また、商社の場合、取引先となるメーカーやエネルギー系の企業、また、ビジネスパートナーとなる金融機関のことも勉強しておいた方がいいので、会社訪問を積極的に行うべきだろう。商社の顧客やパートナーの業務を熟知しておけば、それだけ深い話を面接ですることが可能となるし、具体的なビジネスの理解が可能となるからだ。(IR資料を読んだだけでは、十分に理解できないところがある。)

面倒かもしれないが、難関の総合商社から内定を取るためには、それくらいの行動力が求められるだろう。

②情報収集・分析能力を磨くこと

東大や早慶と比較して、MARCH・関関同立が不利な点は、OB/OGに総合商社の人が少なく、また、大学の同期に総合商社志望者が少ないため、十分な情報収集が難しいからである。

しかし、総合商社というのは、グローバルに展開する自社の拠点を使って、儲かる可能性があるあらゆるビジネスを展開するというビジネスモデルであるので、情報収集・分析能力と言うのは不可欠な能力である。
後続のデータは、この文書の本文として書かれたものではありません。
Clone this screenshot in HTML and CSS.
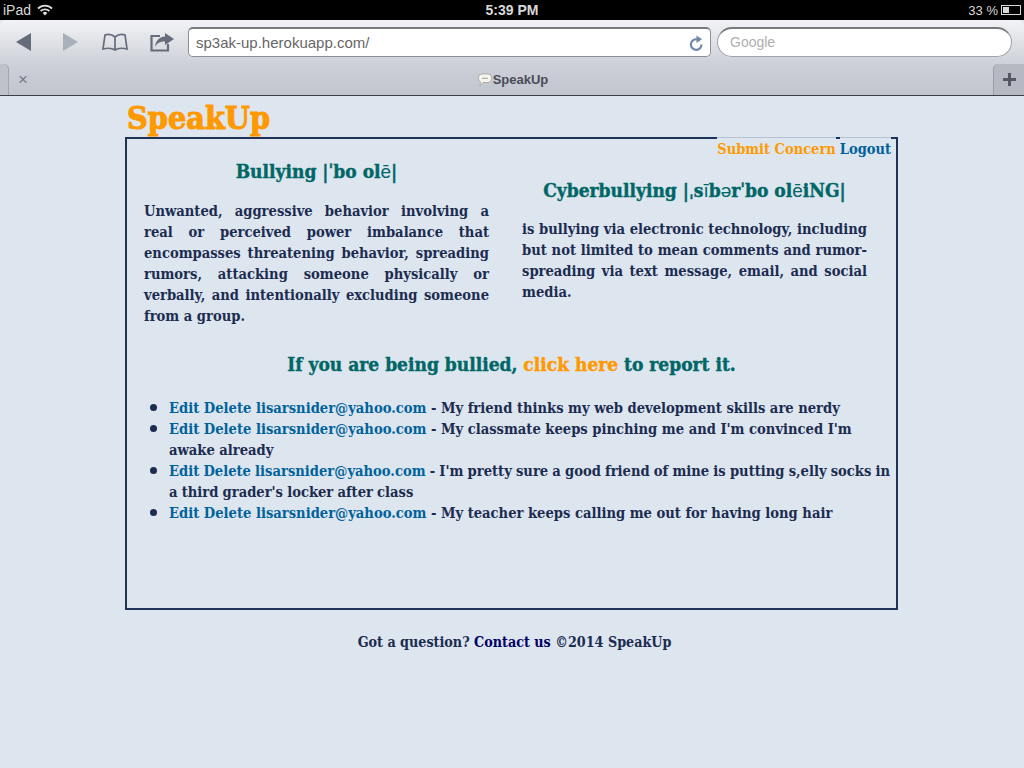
FILE: index.html
```html
<!DOCTYPE html>
<html lang="en">

<head>
    <meta charset="UTF-8">
    <meta name="viewport" content="width=device-width, initial-scale=1.0">
    <title>SpeakUp</title>

    <link rel="stylesheet" href="styles.css">
</head>

<body>

    <div class="status-bar">
        <div class="status-left">
            <span>iPad</span>
            <svg class="wifi" width="16" height="12" viewBox="0 0 16 12">
                <path d="M1 4.500 A10 10 0 0 1 15 4.500" fill="none" stroke="#ddd" stroke-width="1.800"/>
                <path d="M3.600 7 A6.500 6.500 0 0 1 12.400 7" fill="none" stroke="#ddd" stroke-width="1.800"/>
                <path d="M8 11.500 L5.700 9 A3.200 3.200 0 0 1 10.300 9 Z" fill="#ddd"/>
            </svg>
        </div>
        <div class="status-time">5:39 PM</div>
        <div class="status-right">
            <span>33 %</span>
            <span class="battery"><span class="battery-level"></span></span>
        </div>
    </div>

    <div class="toolbar">
        <svg class="tool-icon back" width="16" height="18" viewBox="0 0 16 18"><path d="M15 0 V18 L0 9 Z" fill="#656c7a"/></svg>
        <svg class="tool-icon forward" width="16" height="18" viewBox="0 0 16 18"><path d="M1 0 V18 L16 9 Z" fill="#a9afbb"/></svg>
        <svg class="tool-icon book" width="26" height="18" viewBox="0 0 26 18">
            <path d="M13 4 C10 1.500 6 1 3 2 L1 16 C5 15 10 15 13 17 C16 15 21 15 25 16 L23 2 C20 1 16 1.500 13 4 Z M13 4 V17" fill="none" stroke="#656c7a" stroke-width="1.700"/>
        </svg>
        <svg class="tool-icon share" width="24" height="19" viewBox="0 0 24 19">
            <path d="M10 3 H1.500 V17.500 H18 V11" fill="none" stroke="#656c7a" stroke-width="2.200"/>
            <path d="M15 0 L24 6 L15 12 V8.500 C10 8.500 7 10 5 14 C5.500 8 9 4 15 3.500 Z" fill="#656c7a"/>
        </svg>
        <div class="url-box">
            <span>sp3ak-up.herokuapp.com/</span>
            <svg width="15" height="16" viewBox="0 0 15 16">
                <path d="M12.500 9.500 A5.300 5.300 0 1 1 8 4.300" fill="none" stroke="#7088a6" stroke-width="2.200"/>
                <path d="M7.500 0.500 L13 4.300 L7.500 8 Z" fill="#7088a6"/>
            </svg>
        </div>
        <div class="search-box">Google</div>
    </div>

    <div class="tab-bar">
        <div class="tab-edge"></div>
        <span class="tab-close">&times;</span>
        <div class="tab-title">
            <svg width="14" height="14" viewBox="0 0 14 14">
                <path d="M4 1 H10 A3.500 3.500 0 0 1 13.500 4.500 V6 A3.500 3.500 0 0 1 10 9.500 H5 L2 12.500 L2.500 8.800 A3.500 3.500 0 0 1 .5 6 V4.500 A3.500 3.500 0 0 1 4 1 Z" fill="#f4f4f0" stroke="#9a9a92" stroke-width=".7"/>
                <path d="M4.500 5.300 H5.500 M6.500 5.300 H7.500 M8.500 5.300 H9.500" stroke="#444" stroke-width="1"/>
            </svg>
            <span>SpeakUp</span>
        </div>
        <div class="tab-add">
            <svg width="13" height="13" viewBox="0 0 13 13"><path d="M6.500 0 V13 M0 6.500 H13" stroke="#555863" stroke-width="3"/></svg>
        </div>
    </div>

    <div class="page">
        <h1 class="logo">SpeakUp</h1>

        <div class="box">
            <div class="nav">
                <a href="#" class="orange">Submit Concern</a>
                <a href="#">Logout</a>
            </div>

            <div class="definitions">
                <div class="definition">
                    <h2>Bullying |ˈbo ol<span class="thin">ē</span>|</h2>
                    <p>Unwanted, aggressive behavior involving a real or perceived power imbalance that encompasses threatening behavior, spreading rumors, attacking someone physically or verbally, and intentionally excluding someone from a group.</p>
                </div>
                <div class="definition second">
                    <h2>Cyberbullying |ˌs<span class="thin">ī</span>b<span class="thin">ə</span>rˈbo ol<span class="thin">ē</span>iNG|</h2>
                    <p>is bullying via electronic technology, including but not limited to mean comments and rumor-spreading via text message, email, and social media.</p>
                </div>
            </div>

            <h3 class="report">If you are being bullied, <a href="#" class="orange">click here</a> to report it.</h3>

            <ul class="concerns">
                <li><a href="#">Edit</a> <a href="#">Delete</a> <a href="#">lisarsnider@yahoo.com</a> - My friend thinks my web development skills are nerdy</li>
                <li><a href="#">Edit</a> <a href="#">Delete</a> <a href="#">lisarsnider@yahoo.com</a> - My classmate keeps pinching me and I'm convinced I'm awake already</li>
                <li class="tight"><a href="#">Edit</a> <a href="#">Delete</a> <a href="#">lisarsnider@yahoo.com</a> - I'm pretty sure a good friend of mine is putting s,elly socks in a third grader's locker after class</li>
                <li><a href="#">Edit</a> <a href="#">Delete</a> <a href="#">lisarsnider@yahoo.com</a> - My teacher keeps calling me out for having long hair</li>
            </ul>
        </div>

        <p class="footer">Got a question? <a href="#">Contact us</a> ©2014 SpeakUp</p>
    </div>

</body>

</html>
```

FILE: styles.css
```css
* {
    box-sizing: border-box;
}

body {
    margin: 0;
    height: 768px;
    overflow: hidden;
    background-color: #dde5ef;
    font-family: "DejaVu Serif Condensed", "DejaVu Serif", serif;
    font-size: 14.6px;
    font-weight: bold;
    color: #1b2c50;
}

a {
    color: #00629b;
    text-decoration: none;
}

a.orange {
    color: #ff9900;
}

/* ipad chrome */

.status-bar {
    display: grid;
    grid-template-columns: 1fr auto 1fr;
    align-items: center;
    height: 20px;
    padding: 0 3px 0 3px;
    background: #000;
    color: #d8d8d8;
    font-family: "Liberation Sans", sans-serif;
    font-size: 14px;
    font-weight: normal;
}

.status-left {
    display: flex;
    align-items: center;
    gap: 6px;
}

.status-time {
    font-weight: bold;
    font-size: 14px;
}

.status-right {
    display: flex;
    justify-content: flex-end;
    align-items: center;
    gap: 3px;
    font-size: 13px;
}

.battery {
    width: 20px;
    height: 10px;
    border: 1px solid #d8d8d8;
    padding: 1px;
}

.battery-level {
    display: block;
    width: 6px;
    height: 100%;
    background: #d8d8d8;
}

.toolbar {
    display: flex;
    align-items: center;
    height: 44px;
    padding: 0 12px 0 16px;
    border-radius: 6px 6px 0 0;
    background: linear-gradient(#f2f3f5, #cdd0d8);
}

.tool-icon {
    flex: none;
}

.forward {
    margin-left: 30px;
}

.book {
    margin-left: 24px;
}

.share {
    margin-left: 22px;
}

.url-box {
    display: flex;
    justify-content: space-between;
    align-items: center;
    width: 523px;
    height: 30px;
    margin-left: 14px;
    padding: 0 6px 0 7px;
    border: 1px solid #8a8e96;
    border-top: 2px solid #77797f;
    border-radius: 5px;
    background: #fff;
    color: #666;
    font-family: "Liberation Sans", sans-serif;
    font-size: 15px;
    font-weight: normal;
}

.search-box {
    width: 295px;
    height: 30px;
    margin-left: 6px;
    padding: 5px 12px;
    border: 1px solid #a0a3a9;
    border-top: 2px solid #77797f;
    border-radius: 15px;
    background: #fff;
    color: #b0b0b0;
    font-family: "Liberation Sans", sans-serif;
    font-size: 14px;
    font-weight: normal;
}

.tab-bar {
    display: flex;
    align-items: flex-end;
    height: 32px;
    background: linear-gradient(#cdd0d8, #c2c5ce);
    border-bottom: 1px solid #3d3f45;
}

.tab-edge {
    width: 9px;
    height: 31px;
    border-right: 1px solid #a2a5ad;
    border-top-right-radius: 5px;
    background: #bfc2ca;
}

.tab-close {
    align-self: center;
    margin-left: 9px;
    color: #777b85;
    font-family: "Liberation Sans", sans-serif;
    font-size: 17px;
    font-weight: normal;
}

.tab-title {
    flex: 1;
    display: flex;
    justify-content: center;
    align-items: center;
    gap: 1px;
    align-self: center;
    padding-left: 5px;
    color: #4a4c57;
    font-family: "Liberation Sans", sans-serif;
    font-size: 13px;
}

.tab-add {
    display: flex;
    justify-content: center;
    align-items: center;
    width: 31px;
    height: 31px;
    border-left: 1px solid #9a9da5;
    border-top-left-radius: 5px;
    background: #b6b9c2;
}

/* page */

.page {
    width: 773px;
    margin: 0 0 0 125px;
}

.logo {
    margin: 0;
    padding-left: 2px;
    height: 41px;
    color: #ff9900;
    font-size: 32px;
    line-height: 44px;
    -webkit-text-stroke: 1px #ff9900;
}

.box {
    position: relative;
    height: 473px;
    padding: 0 4px 0 17px;
    border: 2px solid #1f3358;
}

.nav {
    position: absolute;
    top: -2px;
    right: 5px;
    display: flex;
    gap: 4px;
    font-size: 14.5px;
    line-height: 21px;
}

.nav a {
    border-top: 1px solid #b4c2d4;
    background: #dde5ef;
}

.definitions {
    display: flex;
    gap: 33px;
    padding-top: 17px;
}

.definition {
    width: 345px;
}

.definition.second {
    padding-top: 19px;
}

.definition h2 {
    margin: 0 0 13px;
    color: #006666;
    font-size: 19px;
    line-height: 30px;
    text-align: center;
    -webkit-text-stroke: .4px #006666;
}

.definition.second h2 {
    margin-bottom: 12px;
}

.definition h2 .thin {
    font-family: "Liberation Sans", sans-serif;
    font-weight: normal;
    -webkit-text-stroke: 0;
}

.definition p {
    margin: 0;
    line-height: 21px;
    text-align: justify;
}

.report {
    margin: 23px 0 0;
    padding-right: 13px;
    color: #006666;
    font-size: 19px;
    line-height: 30px;
    text-align: center;
    -webkit-text-stroke: .4px #006666;
}

.report a.orange {
    -webkit-text-stroke: .4px #ff9900;
}

.concerns {
    margin: 18px -6px 0 0;
    padding-left: 25px;
    list-style: none;
    line-height: 21px;
}

.concerns li {
    position: relative;
}

.concerns li.tight {
    word-spacing: -.4px;
}

.concerns li::before {
    content: "";
    position: absolute;
    top: 7px;
    left: -19px;
    width: 7px;
    height: 7px;
    border-radius: 50%;
    background: #1b2c50;
}

.footer {
    margin: 22px 0 0;
    padding-left: 6px;
    font-size: 14.2px;
    line-height: 21px;
    text-align: center;
}

.footer a {
    color: #000066;
}
```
このため、総合商社それぞれの特性を踏まえた上で、対応を行わないと話にならない。

だから、十分な情報収集や企業分析をせずに、三井物産に行って、住生活関係をやりたいと言ってみたり、伊藤忠に行って、資源・エネルギーをやりたいと言うと、即落選決定である。

少なくとも、webに載っている情報には隈なく目を通し、事業ポートフォリオ、中期経営計画、大型買収案件、企業理念あたりは理解しておく必要がある。

個人投資家向けのIR情報がわかりやすいので、とりあえず、そこから入っていくのがいいかも知れない。

また、会社ごとの特性を踏まえた上で、何故当社か、どの部門をやりたいか、何故やりたいか、何故自分が向いているのかという商社の定番の質問に対処できる様に準備をしていく必要がある。

なお、就活生の情報収集については、こちらをご参照ください。

<就活生の情報収集法>
https://career21.jp/2020-01-16-121414/

③準備は早ければ早いほど良い

以上の様に、総合商社から本気で内定をもらおうとすると、いろいろと準備が大変である。

入学と同時にスタート、附属校であれば、高校の時から始めても構わない。

周りの学生に冷やかされたり、不思議がられたりするかも知れないし、外野の声(学生の本文は学業である系)も気になるかも知れないが、そういったものを気にしても何の得にもならない。

東大でも普通に落とされる総合商社である。

採用枠が非常に限られているMARCH・関関同立の学生の場合、そもそも特殊な学生にならないと内定を取ることは難しい。その点を十分に認識したうえで、早めにスタートを切りたいところだ。